While the physiologist is quietly working, making slow but sure progress, his critics, friendly and otherwise, buzz about him like bees. There are some who are in a chronic state of excitement, expecting a revolutionizing discovery from hour to hour; there are others who assure him that he has reached the limit of human powers of comprehension, and can never know much more than he does to-day; and, lastly, there are those who declare that he has done next to nothing, and that his utmost endeavours have failed to effect any real result, and leave all the important secrets of life untouched.

No one knows better than the physiologist how mistaken is the oversanguine class first mentioned. In no department of science, certainly not in physiology, is it possible to reach the top of the ladder by a bound; each rung must be mastered in order. In invading the unknown land the scientist must thoroughly explore and effectively occupy as he advances. He must annex as he goes along; the flying columns which try to reach the enemy’s capital by a dash are never heard of again. In physiology the publication of the various steps is sometimes withheld until the objective has been reached, but our knowledge of life is like Solomon’s temple: a David collects the material, and his successor raises the edifice. The world watches it grow. It is not like those bewildering and unstable palaces of the ‘Arabian Nights,’ built by genii in a single night, and often vanishing as mysteriously.

In every age there have existed people who declare that men can never know more than they do at the moment. There were plenty of them when the science of physiology was unborn, and there will be plenty more of them a hundred years hence; only then they will refer with tolerant amusement to the crude and elementary ideas of their predecessors at the beginning of the twentieth century.

The third class, who take such delight in minimizing the achievements of the physiologist, usually are found, if anyone takes them seriously, to know very little either about the science of physiology itself or the history of its growth. I leave the reader to form his own verdict upon the value of the results obtained from their exceedingly brief and sketchy description in this little volume, with the remark that the science is barely more than three-quarters of a century old, and the most important additions to our knowledge have been made within the last twenty years.

There were, paradoxical as it may sound, great physiologists before then; the work of Harvey, who three centuries ago discovered the circulation of the blood, is above all praise; but how nebulous must have been their ideas may be seen from the following facts: It was only at the beginning of the nineteenth century that the atomic theory of matter was formulated; it was not until twenty years later that the world was startled by a daring chemist who showed that organic compounds obeyed the same natural laws as inorganic; and not until ten years later was the cellular structure of animals, the groundwork in all study of life, recognised.

Even when the science was set upon firm foundations, progress was at first necessarily slow: the organic chemist took some time in examining and classifying the compounds met with in the body—he has not finished yet; and even when the cell theory was grasped, it required much ingenuity and long patience to devise ways of examining organs under the microscope, so that their structure could be made out.
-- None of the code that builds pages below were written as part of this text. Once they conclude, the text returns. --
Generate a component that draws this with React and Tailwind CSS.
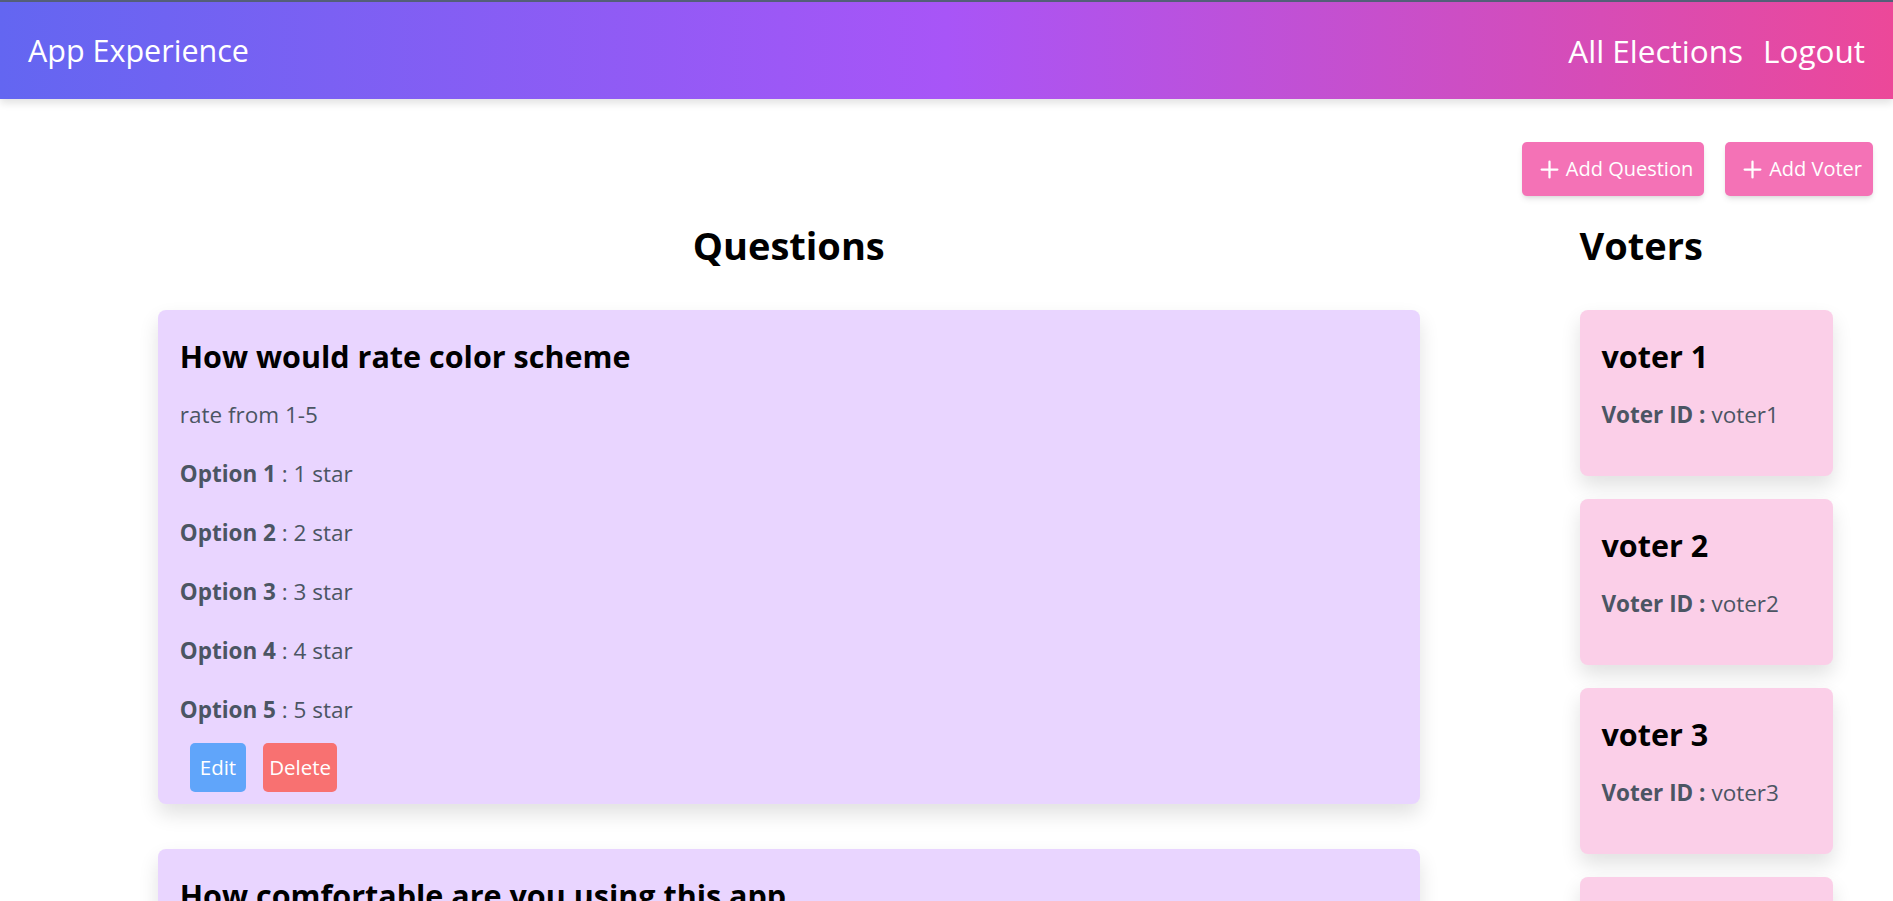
import { Plus } from 'lucide-react'

const questions = [
  {
    title: 'How would rate color scheme',
    desc: 'rate from 1-5',
    options: ['1 star', '2 star', '3 star', '4 star', '5 star'],
  },
  {
    title: 'How comfortable are you using this app',
    desc: 'rate from 1-5',
    options: ['1 star', '2 star', '3 star', '4 star', '5 star'],
  },
]

const voters = [
  { name: 'voter 1', id: 'voter1' },
  { name: 'voter 2', id: 'voter2' },
  { name: 'voter 3', id: 'voter3' },
  { name: 'voter 4', id: 'voter4' },
]

function QuestionCard({ q }) {
  return (
    <div className="w-4/5 mx-auto bg-[#e9d5ff] rounded-lg shadow-[0_10px_20px_rgba(0,0,0,0.12)] px-[22px] pt-[26px] pb-[12px] mb-[45px]">
      <h2 className="text-[30.5px] leading-[40px] font-bold text-black">{q.title}</h2>
      <p className="mt-[22px] text-[22.5px] leading-[34px] text-[#4b5563]">{q.desc}</p>
      {q.options.map((o, i) => (
        <p key={i} className="mt-[25px] text-[22.5px] leading-[34px] text-[#4b5563]">
          <span className="font-bold">Option {i + 1}</span> : {o}
        </p>
      ))}
      <div className="flex gap-[17px] mt-[16px] ml-[10px]">
        <button className="h-[49px] px-[10px] rounded-[5px] bg-[#60a5fa] text-white text-[20.5px]">Edit</button>
        <button className="h-[49px] px-[6px] rounded-[5px] bg-[#f87171] text-white text-[20.5px]">Delete</button>
      </div>
    </div>
  )
}

function VoterCard({ v }) {
  return (
    <div className="w-[253px] bg-[#fbcfe8] rounded-lg shadow-[0_10px_20px_rgba(0,0,0,0.12)] px-[22px] pt-[26px] pb-[44px] mb-[23px]">
      <h2 className="text-[30.5px] leading-[40px] font-bold text-black">{v.name}</h2>
      <p className="mt-[22px] text-[22.5px] leading-[34px] text-[#4b5563]">
        <span className="font-bold">Voter ID :</span> {v.id}
      </p>
    </div>
  )
}

export default function App() {
  return (
    <div className="min-h-screen bg-white font-['Segoe_UI','Open_Sans',sans-serif]">
      <div className="h-[2px] bg-[#55607a]" />
      <nav className="h-[97px] flex items-center justify-between px-[28px] bg-[linear-gradient(to_right,#6366f1,#a855f7,#ec4899)] shadow-[0_4px_8px_rgba(0,0,0,0.12)] text-white">
        <span className="text-[30.5px]">App Experience</span>
        <div className="flex items-center gap-[20px] text-[31.5px]">
          <a>All Elections</a>
          <a>Logout</a>
        </div>
      </nav>

      <div className="flex justify-end gap-[21px] pr-[20px] mt-[43px]">
        <button className="h-[54px] flex items-center gap-[3px] pl-[14px] pr-[11px] rounded-[5px] bg-[#f472b6] text-white text-[20px] shadow-md">
          <Plus className="w-[27px] h-[27px]" strokeWidth={2} />
          Add Question
        </button>
        <button className="h-[54px] flex items-center gap-[3px] pl-[14px] pr-[11px] rounded-[5px] bg-[#f472b6] text-white text-[20px] shadow-md">
          <Plus className="w-[27px] h-[27px]" strokeWidth={2} />
          Add Voter
        </button>
      </div>

      <div className="grid grid-cols-6 mt-[25px]">
        <div className="col-span-5">
          <h1 className="text-center text-[38px] leading-[48px] font-bold text-black mb-[41px]">Questions</h1>
          {questions.map((q, i) => (
            <QuestionCard key={i} q={q} />
          ))}
        </div>
        <div className="pl-[2px]">
          <h1 className="text-[38px] leading-[48px] font-bold text-black mb-[41px]">Voters</h1>
          {voters.map((v) => (
            <VoterCard key={v.id} v={v} />
          ))}
        </div>
      </div>
    </div>
  )
}
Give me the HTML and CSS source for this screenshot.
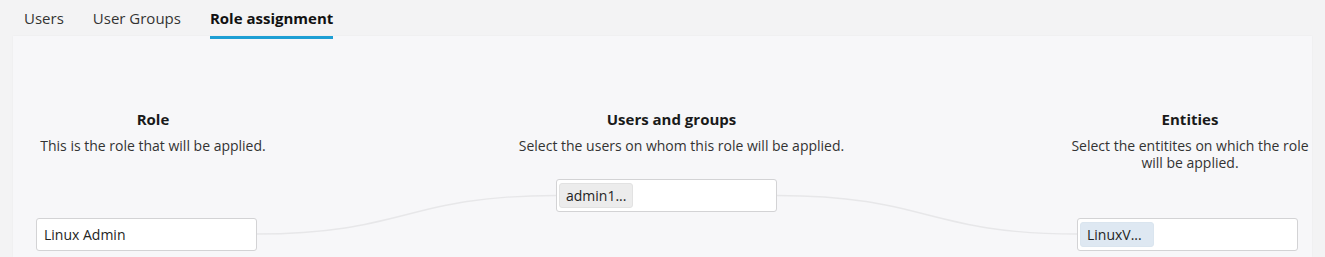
FILE: index.html
```html
<!DOCTYPE html>
<html lang="en">
<head>
<meta charset="utf-8">
<title>Role assignment</title>
<link rel="stylesheet" href="styles.css">
</head>
<body>
<nav class="tabs">
  <div class="tab">Users</div>
  <div class="tab">User Groups</div>
  <div class="tab tab-active">Role assignment</div>
</nav>
<section class="panel">
  <svg class="connectors" width="1299" height="221" viewBox="0 0 1299 221" aria-hidden="true">
    <path d="M243 198 C 393 198, 393 159.5, 543 159.5" />
    <path d="M764 159.5 C 914 159.5, 914 198, 1064 198" />
  </svg>
  <div class="grid">
    <div class="head">
      <div class="title">Role</div>
      <div class="sub">This is the role that will be applied.</div>
    </div>
    <div class="head head-mid">
      <div class="title">Users and groups</div>
      <div class="sub sub-mid">Select the users on whom this role will be applied.</div>
    </div>
    <div class="head">
      <div class="title">Entities</div>
      <div class="sub">Select the entitites on which the role will be applied.</div>
    </div>
    <div class="field field-side field-left"><span class="value">Linux Admin</span></div>
    <div class="field field-mid"><span class="chip">admin1...</span></div>
    <div class="field field-side field-right"><span class="chip chip-blue">LinuxV...</span></div>
  </div>
</section>
</body>
</html>
```
FILE: styles.css
```css
html, body {
  margin: 0;
  padding: 0;
}
body {
  background: #f3f3f4;
  font-family: "Segoe UI", "Open Sans", "Noto Sans", sans-serif;
  color: #242424;
  width: 1325px;
  height: 257px;
  overflow: hidden;
}
.tabs {
  position: relative;
  z-index: 1;
  display: flex;
  gap: 29px;
  padding-left: 24px;
  height: 36px;
}
.tab {
  font-size: 15px;
  line-height: 22px;
  padding-top: 7px;
  color: #333;
  box-sizing: border-box;
  height: 39px;
}
.tab-active {
  font-weight: 700;
  color: #111;
  border-bottom: 3px solid #1e9fd4;
}
.panel {
  position: relative;
  margin: 0 13px;
  background: #f7f7f9;
  height: 221px;
  box-shadow: 0 0 2px rgba(0,0,0,0.04);
}
.connectors {
  position: absolute;
  left: 0;
  top: 0;
  pointer-events: none;
}
.connectors path {
  fill: none;
  stroke: #e7e7e9;
  stroke-width: 1.3;
}
.grid {
  position: relative;
  display: grid;
  grid-template-columns: 244px 1fr 244px;
  padding: 72px 0 0 18px;
}
.head {
  text-align: center;
}
.title {
  font-size: 15px;
  font-weight: 700;
  line-height: 22px;
  color: #1a1a1a;
}
.sub {
  margin-top: 7px;
  font-size: 14px;
  line-height: 17px;
  color: #333;
}
.sub-mid {
  padding-left: 20px;
}
.field {
  box-sizing: border-box;
  width: 221px;
  height: 33px;
  background: #fff;
  border: 1px solid #d3d3d5;
  border-radius: 3px;
  display: flex;
  align-items: center;
  padding: 0 2px;
  font-size: 14px;
}
.field-side {
  margin-top: 47px;
}
.field-left {
  margin-left: 5px;
}
.field-right {
  margin-left: 9px;
}
.field-mid {
  margin-top: 8px;
  justify-self: center;
  margin-right: 10px;
}
.value {
  padding-left: 5px;
  color: #242424;
}
.chip {
  display: inline-flex;
  align-items: center;
  box-sizing: border-box;
  height: 25px;
  width: 74px;
  padding: 0 6px;
  background: #ececec;
  border: 1px solid #e2e2e2;
  border-radius: 3px;
  color: #242424;
  white-space: nowrap;
}
.chip-blue {
  background: #dee8f2;
  border-color: #dae5ef;
}
```
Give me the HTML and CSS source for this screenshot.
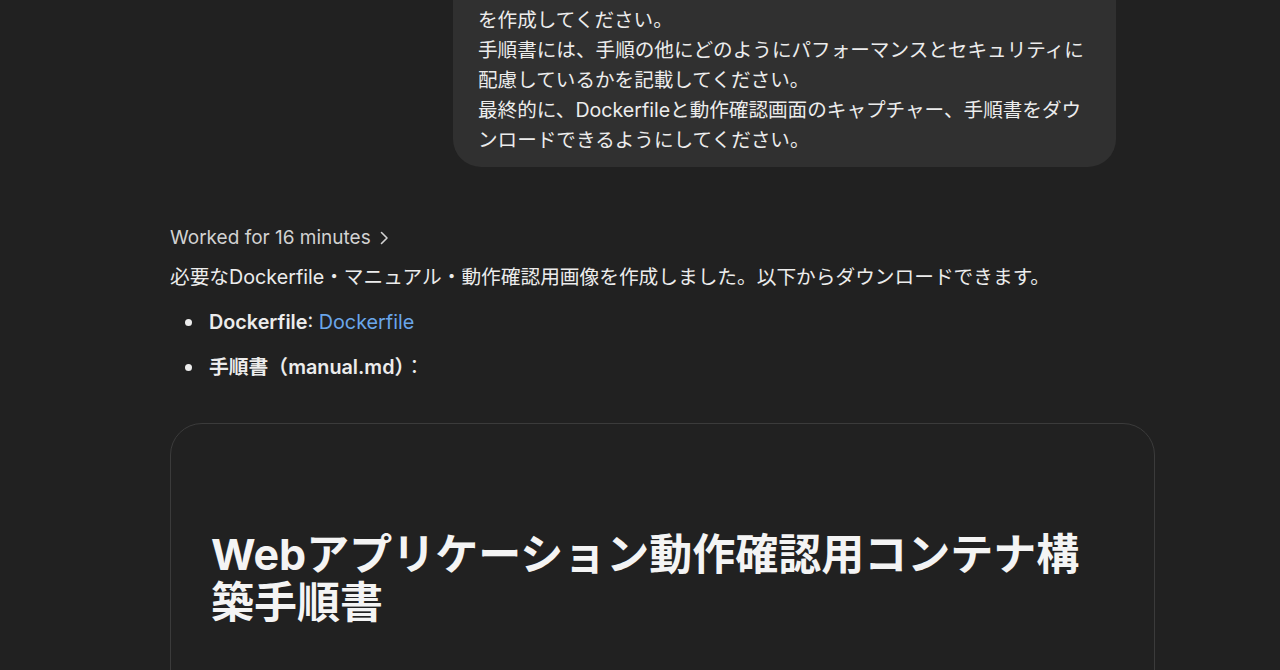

The microscope itself was a poor toy fifty years ago, magnifying a diameter ten times where now it magnifies a hundred, and giving only a dim and distorted image. The perfecting of the microscope, and the introduction of anæsthetics and antiseptics, have led to enormous strides being made within the last two decades.

The result of the advance in chemical knowledge, and the introduction of fresh aids to investigation, led to the discarding of vital force as a working hypothesis. Vital force was the bane of the earlier biologists. They made it accountable for all they could not understand, and with this restatement of their difficulties—a restatement which they called an explanation—refrained from further research. But when it was found that many of these inexplicable phenomena, though refractory, yielded to careful study, and could be explained by chemical and physical laws, the physiologist ceased to say of them, ‘They are problems connected with Life, and therefore explained by Vital Force, which is past man’s understanding,’ and frankly admitted that there were many things which he did not as yet fathom. Recently a vitalistic school has cropped up again, declaring that all that it cannot understand must infallibly be due to some occult agency. It shows remarkable vitality in surviving the shocks of successive discoveries.

Turning once more to the present day, we will conclude with a brief glance round a physiological laboratory, and see by what methods the physiologist is preparing future surprises. The chemical department first claims our attention. The imports and exports of animals are carefully balanced, and the changes produced in the food examined. The animal is enclosed in an airtight chamber, air of known composition being pumped into it, and the air which escapes analyzed. The animal most used for this experiment is man himself, since he will take rest and exercise to order, the latter usually on the treadmill, by which it can be also measured, and can be relied upon not to while away the tedium of his imprisonment by gnawing holes in the walls or upsetting his food.